Towards a TopicExplorer implementation in Elm – Part two

In this part, I explore the option to refactor the model of the elm-TopicExplorer-client such that identifiers for topics link out to all data relevant to viewing and interacting with topics. Starting with the topic hierarchy, this strategy leads to an overall implementation that is decomposed into several small reusable modules. This allows to easily implement different variants of the web-interface that can be tested in user studies.

The refactored appliction [demo] fully implements the hierarchy navigation. After loading the data, the inferred topics are displayed.

Display of inferred topics after loading the data.

When placing the mouse between topics, a hint is shown by changing the color. It displays which topics would be merged, when the two neighboring topics are merged. Depending on the hierarchy, this may include more topics in addition to the two neighboring topics. The more topics are affected by a merge, the less similar are the two neighboring topics.

Hint for merging the two most left topics.

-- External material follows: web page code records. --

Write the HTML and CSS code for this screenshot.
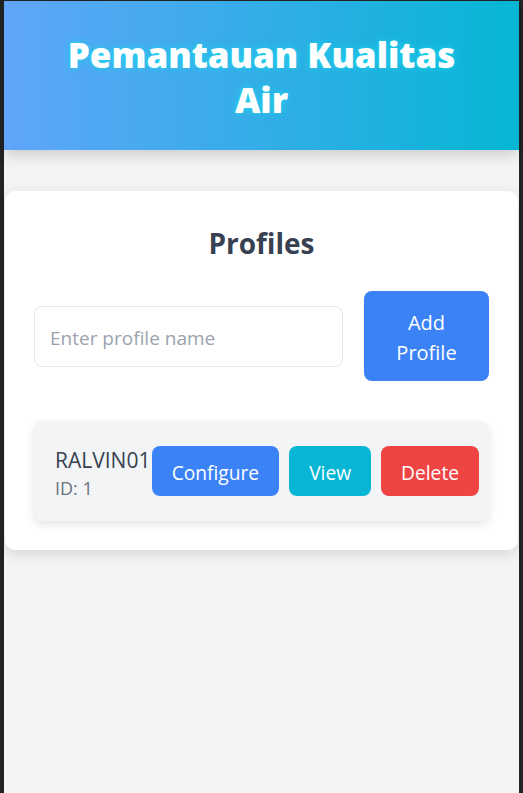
FILE: index.html
```html
<!DOCTYPE html>
<html lang="id">
<head>
<meta charset="utf-8">
<title>Pemantauan Kualitas Air</title>
<link rel="stylesheet" href="styles.css">
</head>
<body>
<div class="screen">
  <header class="header">
    <h1 class="title">Pemantauan Kualitas Air</h1>
  </header>
  <main class="main">
    <section class="card">
      <h2 class="card-title">Profiles</h2>
      <div class="add-row">
        <input class="name-input" type="text" placeholder="Enter profile name">
        <button class="btn btn-blue add-btn">Add Profile</button>
      </div>
      <ul class="profile-list">
        <li class="profile-item">
          <div class="profile-info">
            <div class="profile-name">RALVIN01</div>
            <div class="profile-id">ID: 1</div>
          </div>
          <div class="profile-actions">
            <button class="btn btn-blue">Configure</button>
            <button class="btn btn-cyan">View</button>
            <button class="btn btn-red">Delete</button>
          </div>
        </li>
      </ul>
    </section>
  </main>
</div>
</body>
</html>
```
FILE: styles.css
```css
* { box-sizing: border-box; }
html, body { margin: 0; padding: 0; height: 100%; }
body {
  background: #232323;
  font-family: "Open Sans", "Noto Sans", sans-serif;
}
.screen {
  margin: 1px 4px 0 4px;
  min-height: calc(100% - 1px);
  background: #f3f4f6;
}
.header {
  background: linear-gradient(90deg, #60a5fa 0%, #06b6d4 100%);
  padding: 31px 50px 28px;
  box-shadow: 0 4px 14px rgba(0, 0, 0, 0.18);
  position: relative;
}
.title {
  margin: 0;
  text-align: center;
  color: #ffffff;
  font-size: 35px;
  line-height: 45px;
  font-weight: 800;
  text-shadow: 0 0 8px rgba(34, 211, 238, 0.9), 0 0 3px rgba(34, 211, 238, 0.8);
}
.main {
  padding: 41px 1px 0;
}
.card {
  background: #ffffff;
  border-radius: 10px;
  padding: 33px 29px 29px;
  box-shadow: 0 4px 14px rgba(0, 0, 0, 0.12);
}
.card-title {
  margin: 0 0 29px;
  text-align: center;
  color: #374151;
  font-size: 28px;
  line-height: 38px;
  font-weight: 700;
}
.add-row {
  display: flex;
  align-items: center;
  gap: 21px;
}
.name-input {
  flex: 1;
  min-width: 0;
  height: 61px;
  border: 1px solid #e5e7eb;
  border-radius: 8px;
  padding: 3px 15px 0;
  font-family: inherit;
  font-size: 19px;
  color: #374151;
  background: #fff;
  outline: none;
}
.name-input::placeholder { color: #9ca3af; }
.btn {
  border: none;
  border-radius: 8px;
  color: #ffffff;
  font-family: inherit;
  font-size: 20px;
  line-height: 30px;
  padding: 12px 20px 8px;
  cursor: pointer;
}
.btn-blue { background: #3b82f6; }
.btn-cyan { background: #06b6d4; }
.btn-red { background: #ef4444; }
.add-btn {
  width: 125px;
  flex: none;
  padding: 17px 20px 13px;
}
.profile-list {
  list-style: none;
  margin: 40px 0 0;
  padding: 0;
}
.profile-item {
  display: flex;
  align-items: center;
  justify-content: space-between;
  height: 100px;
  padding: 0 10px 0 21px;
  background: #f3f4f6;
  border-radius: 8px;
  box-shadow: 0 4px 10px rgba(0, 0, 0, 0.1);
}
.profile-info {
  flex: none;
  padding-top: 6px;
}
.profile-name {
  font-size: 21px;
  line-height: 28px;
  color: #374151;
}
.profile-id {
  font-size: 18px;
  line-height: 28px;
  color: #6b7280;
}
.profile-actions {
  display: flex;
  gap: 10px;
}
.profile-actions .btn {
  height: 50px;
  font-size: 19.2px;
  padding: 12px 20px 8px;
}
```
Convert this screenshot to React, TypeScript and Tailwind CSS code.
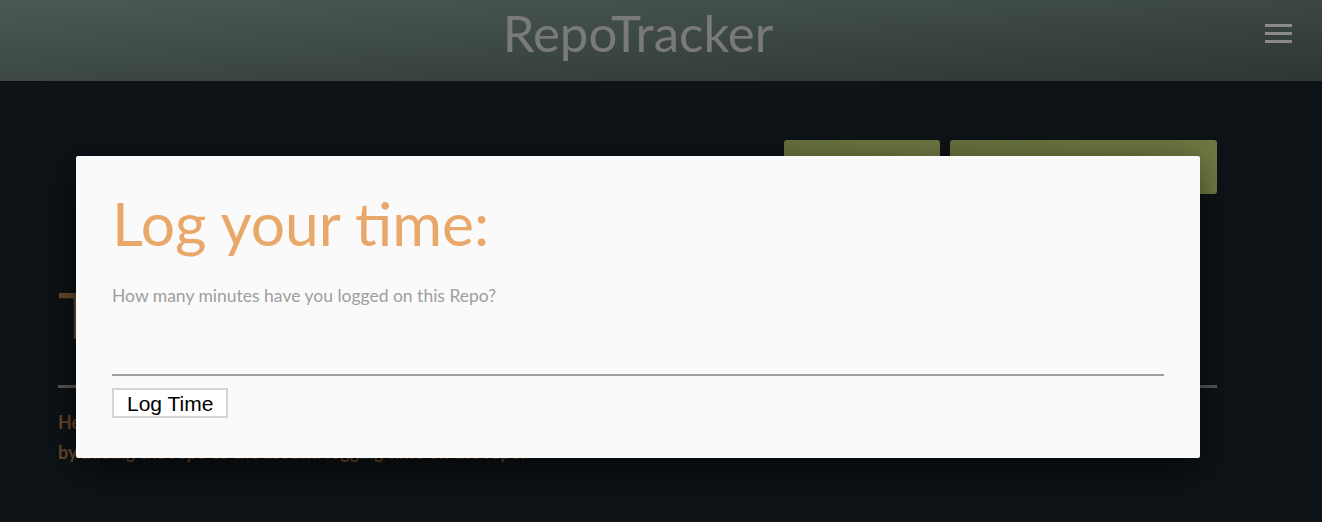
import { useState } from 'react';

const font = { fontFamily: 'Lato, "Noto Sans", sans-serif' };

export default function App() {
  const [minutes, setMinutes] = useState('');

  return (
    <div className="relative min-h-[522px] bg-[#0e1317] overflow-hidden" style={font}>
      {/* Header */}
      <header className="relative h-[81px] bg-gradient-to-br from-[#4b5a54] to-[#2e3632] flex items-center justify-center">
        <h1 className="text-[51px] leading-none text-[#7a7a7a] -mt-[16px] mr-[46px]">RepoTracker</h1>
        <button className="absolute right-[30px] top-[24px] flex flex-col gap-[5px]">
          <span className="block w-[27px] h-[3px] bg-[#8a8a8a]" />
          <span className="block w-[27px] h-[3px] bg-[#8a8a8a]" />
          <span className="block w-[27px] h-[3px] bg-[#8a8a8a]" />
        </button>
      </header>

      {/* Page behind the modal */}
      <main className="px-[58px] pr-[105px] pt-[59px]">
        <div className="flex justify-end gap-[10px]">
          <div className="w-[156px] h-[54px] rounded-[3px] bg-gradient-to-br from-[#6a7340] to-[#777e46]" />
          <div className="w-[267px] h-[54px] rounded-[3px] bg-gradient-to-br from-[#6a7340] to-[#777e46]" />
        </div>
        <h2 className="mt-[86px] text-[64px] leading-[70px] text-[#6a4a2c]">Time Tracking</h2>
        <div className="mt-[35px] h-[3px] bg-[#5a5a5a]" />
        <p className="mt-[19px] text-[18px] leading-[30px] font-bold text-[#6a4a2c]">
          Here you can keep track of the hours you have spent on each repository
          <br />
          by adding the repo to the list and logging time on the repo.
        </p>
      </main>

      {/* Modal */}
      <div className="absolute left-[76px] top-[156px] w-[1124px] h-[302px] bg-[#fafafa] rounded-[2px] shadow-[0_10px_40px_rgba(0,0,0,0.6)] px-[36px] pt-[32px]">
        <h3 className="text-[60.5px] leading-[70px] text-[#e9a86a]">Log your time:</h3>
        <label className="block mt-[28px] text-[17.5px] leading-[20px] text-[#9e9e9e]">
          How many minutes have you logged on this Repo?
        </label>
        <input
          value={minutes}
          onChange={(e) => setMinutes(e.target.value)}
          className="block w-full mt-[36px] h-[34px] bg-transparent border-b-2 border-[#9e9e9e] outline-none text-[16px]"
        />
        <button
          className="mt-[12px] h-[30px] px-[13px] bg-white border-2 border-[#d4d4d4] text-[21px] leading-none text-black"
          style={{ fontFamily: '"Liberation Sans", Arial, sans-serif' }}
        >
          Log Time
        </button>
      </div>
    </div>
  );
}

When actually merging the topics, the affected topics are replaced in the view by the topic that is the lowest common ancestor of two neighboring topics in the topic hierarchy.

After merging the two most left topics.

The [code after refactoring] is available online. The [code] before the refactoring is also still available.

The refactoring started by removing all code pieces from the hierarchy module that are related to data necessary to view a topic. Such data included the words of a topic and the topic color. After the removal, all functions in the hierarchy module work with topic Ids (i.e. integers) only. This made not only the functions simpler, but it also reduced the number of functions needed. In the old version, there was a function to produce the data for the view of the topics when showing a hint how a merge of two neighboring topics would take effect. Then there was another function to produce the data for viewing of topics, when two topics had been merged. Furthermore, it was clear that each time some additional view data is added, the hierarchy module would have to be touched.

The new version of the hierarchy module contains just functions for navigating upwards (merging) and downwards (splitting) the topic hierarchy. The number of lines of code halved, even in the old version not all functionalities had been fully implemented. Furthermore, as long as no additional functionality related to hierarchy navigation is needed, the module will stay unchanged.

The handling of hints for topic mergers is now moved to a new module called HierarchicalTopics. In addition to that, it handles all the interactive transitions involved in hierarchy navigation: computing the hint for a topic merger, turning the hint of, merging two topics, splitting a topic. All those transitions are handled by a separate update function, which among other things just calls the functions of the hierarchy module. Thus, functionality for hierarchy navigation and the interaction model for hierarchy navigation are separated now. Now, different interaction models could be plugged in to create, test and compare alternative user interfaces.

Beside the handling of topic Ids, the application still needs to map the Ids to the relevant data to be able to actually show a topic. The result of the mapping comprises the list of words with high probability for a topic, the topic color and the topic Id itself. The mapping of a topic Id to e.g. topic color is implemented using an array. The mapping function as well as the array is part of a module that is responsible for the particular data of a topic. Thus, we have two modules ColorTopics and WordTopics for color and word lists respectively. Any additional data necessary to create a new view of a topic in the future should be placed into a separate module. Importing different combinations of such modules makes it quite flexible to create user interfaces showing different data along with a topic.

The overall model of the whole application contains pieces of every module: the hierarchy and the hint of HierarchicalTopics, the mapping arrays of ColorTopics and WordTopics as well as other data. The functions in those modules take only parts of the overall model as input. Thus it would shield the code from future extensions, if only the relevant part of the model would appear in the type signatures of the functions instead of the full type of the overall model. The concept of extensible records [1], [2], [3] allows to specify those parts as type alias. Thus, we added the respective extensible record types to the modules. Further, all other parts of the overall model is also put distributed as extensible record types to other modules. This includes the Core module and the Data module. Thus, the type of the overall model can be composed of the extensible record types of the modules used in the application. The elm compiler type checks that everything fits together.

The last consequence from working with topic Ids is that the view functions contain calls of several mapping functions to retrieve the right content data for the view. The idea of view selectors [4] helped to restructure the view functions in a readable way. Maybe the use of Html.Lazy could even improve performance of the elm application, as suggested in [5].

In the next part, I use the current implementation as a build block for an application to visually compare different topic models for the same document collection.

[1]: Elm Documentation: Record Types.

[2]: Richard Feldman: Scaling Elm Apps, Elm Europe, June, 2017.

[3]: Charlie Koster: Advanced Types in Elm – Extensible Records, 2017-09-02.

[4]: Charlie Koster: Upgrade your Elm Views with Selectors, 2016-12-19.

[5]: Charlie Koster: Upgrade your Elm Views: Part 2, 2016-12-22.